>> start COLLECTED MATERIAL

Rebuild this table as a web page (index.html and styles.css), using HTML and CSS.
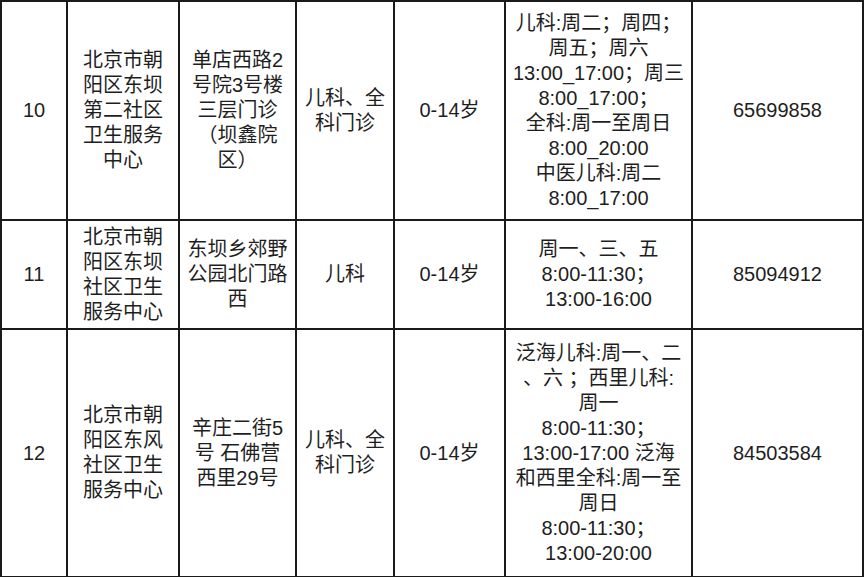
FILE: index.html
```html
<!DOCTYPE html>
<html lang="zh">
<head>
<meta charset="utf-8">
<link rel="stylesheet" href="styles.css">
</head>
<body>
<table class="sched">
  <colgroup>
    <col class="c1"><col class="c2"><col class="c3"><col class="c4"><col class="c5"><col class="c6"><col class="c7">
  </colgroup>
  <tr class="r10">
    <td>10</td>
    <td>北京市朝<br>阳区东坝<br>第二社区<br>卫生服务<br>中心</td>
    <td>单店西路2<br>号院3号楼<br>三层门诊<br>（坝鑫院<br>区）</td>
    <td>儿科、全<br>科门诊</td>
    <td>0-14岁</td>
    <td>儿科:周二；周四；<br>周五；周六<br>13:00_17:00；周三<br>8:00_17:00；<br>全科:周一至周日<br>8:00_20:00<br>中医儿科:周二<br>8:00_17:00</td>
    <td>65699858</td>
  </tr>
  <tr class="r11">
    <td>11</td>
    <td>北京市朝<br>阳区东坝<br>社区卫生<br>服务中心</td>
    <td>东坝乡郊野<br>公园北门路<br>西</td>
    <td>儿科</td>
    <td>0-14岁</td>
    <td>周一、三、五<br>8:00-11:30；<br>13:00-16:00</td>
    <td>85094912</td>
  </tr>
  <tr class="r12">
    <td>12</td>
    <td>北京市朝<br>阳区东风<br>社区卫生<br>服务中心</td>
    <td>辛庄二街5<br>号 石佛营<br>西里29号</td>
    <td>儿科、全<br>科门诊</td>
    <td>0-14岁</td>
    <td>泛海儿科:周一、二<br>、六 ；西里儿科:<br>周一<br>8:00-11:30；<br>13:00-17:00 泛海<br>和西里全科:周一至<br>周日<br>8:00-11:30；<br>13:00-20:00</td>
    <td>84503584</td>
  </tr>
</table>
</body>
</html>
```

FILE: styles.css
```css
html, body {
  margin: 0;
  padding: 0;
  background: #ffffff;
}

.sched {
  border-collapse: collapse;
  table-layout: fixed;
  width: 863px;
  margin: 0;
  font-family: "Liberation Sans", "Noto Sans CJK SC", sans-serif;
  font-size: 20px;
  line-height: 25px;
  color: #1e1e1e;
}

.sched td {
  border: 2px solid #1a1a1a;
  text-align: center;
  vertical-align: middle;
  padding: 0;
  white-space: nowrap;
  overflow: hidden;
}

.c1 { width: 66px; }
.c2 { width: 112px; }
.c3 { width: 117px; }
.c4 { width: 98px; }
.c5 { width: 111px; }
.c6 { width: 187px; }
.c7 { width: 171px; }

.r10 { height: 219px; }
.r11 { height: 109px; }
.r12 { height: 248px; }
```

>> end COLLECTED MATERIAL

PROBLEM » Retype everything in the material word for word, minus pictures.

TASK ANSWER »
Rebuild this table as a web page (index.html and styles.css), using HTML and CSS.
FILE: index.html
```html
<!DOCTYPE html>
<html lang="zh">
<head>
<meta charset="utf-8">
<link rel="stylesheet" href="styles.css">
</head>
<body>
<table class="sched">
  <colgroup>
    <col class="c1"><col class="c2"><col class="c3"><col class="c4"><col class="c5"><col class="c6"><col class="c7">
  </colgroup>
  <tr class="r10">
    <td>10</td>
    <td>北京市朝<br>阳区东坝<br>第二社区<br>卫生服务<br>中心</td>
    <td>单店西路2<br>号院3号楼<br>三层门诊<br>（坝鑫院<br>区）</td>
    <td>儿科、全<br>科门诊</td>
    <td>0-14岁</td>
    <td>儿科:周二；周四；<br>周五；周六<br>13:00_17:00；周三<br>8:00_17:00；<br>全科:周一至周日<br>8:00_20:00<br>中医儿科:周二<br>8:00_17:00</td>
    <td>65699858</td>
  </tr>
  <tr class="r11">
    <td>11</td>
    <td>北京市朝<br>阳区东坝<br>社区卫生<br>服务中心</td>
    <td>东坝乡郊野<br>公园北门路<br>西</td>
    <td>儿科</td>
    <td>0-14岁</td>
    <td>周一、三、五<br>8:00-11:30；<br>13:00-16:00</td>
    <td>85094912</td>
  </tr>
  <tr class="r12">
    <td>12</td>
    <td>北京市朝<br>阳区东风<br>社区卫生<br>服务中心</td>
    <td>辛庄二街5<br>号 石佛营<br>西里29号</td>
    <td>儿科、全<br>科门诊</td>
    <td>0-14岁</td>
    <td>泛海儿科:周一、二<br>、六 ；西里儿科:<br>周一<br>8:00-11:30；<br>13:00-17:00 泛海<br>和西里全科:周一至<br>周日<br>8:00-11:30；<br>13:00-20:00</td>
    <td>84503584</td>
  </tr>
</table>
</body>
</html>
```

FILE: styles.css
```css
html, body {
  margin: 0;
  padding: 0;
  background: #ffffff;
}

.sched {
  border-collapse: collapse;
  table-layout: fixed;
  width: 863px;
  margin: 0;
  font-family: "Liberation Sans", "Noto Sans CJK SC", sans-serif;
  font-size: 20px;
  line-height: 25px;
  color: #1e1e1e;
}

.sched td {
  border: 2px solid #1a1a1a;
  text-align: center;
  vertical-align: middle;
  padding: 0;
  white-space: nowrap;
  overflow: hidden;
}

.c1 { width: 66px; }
.c2 { width: 112px; }
.c3 { width: 117px; }
.c4 { width: 98px; }
.c5 { width: 111px; }
.c6 { width: 187px; }
.c7 { width: 171px; }

.r10 { height: 219px; }
.r11 { height: 109px; }
.r12 { height: 248px; }
```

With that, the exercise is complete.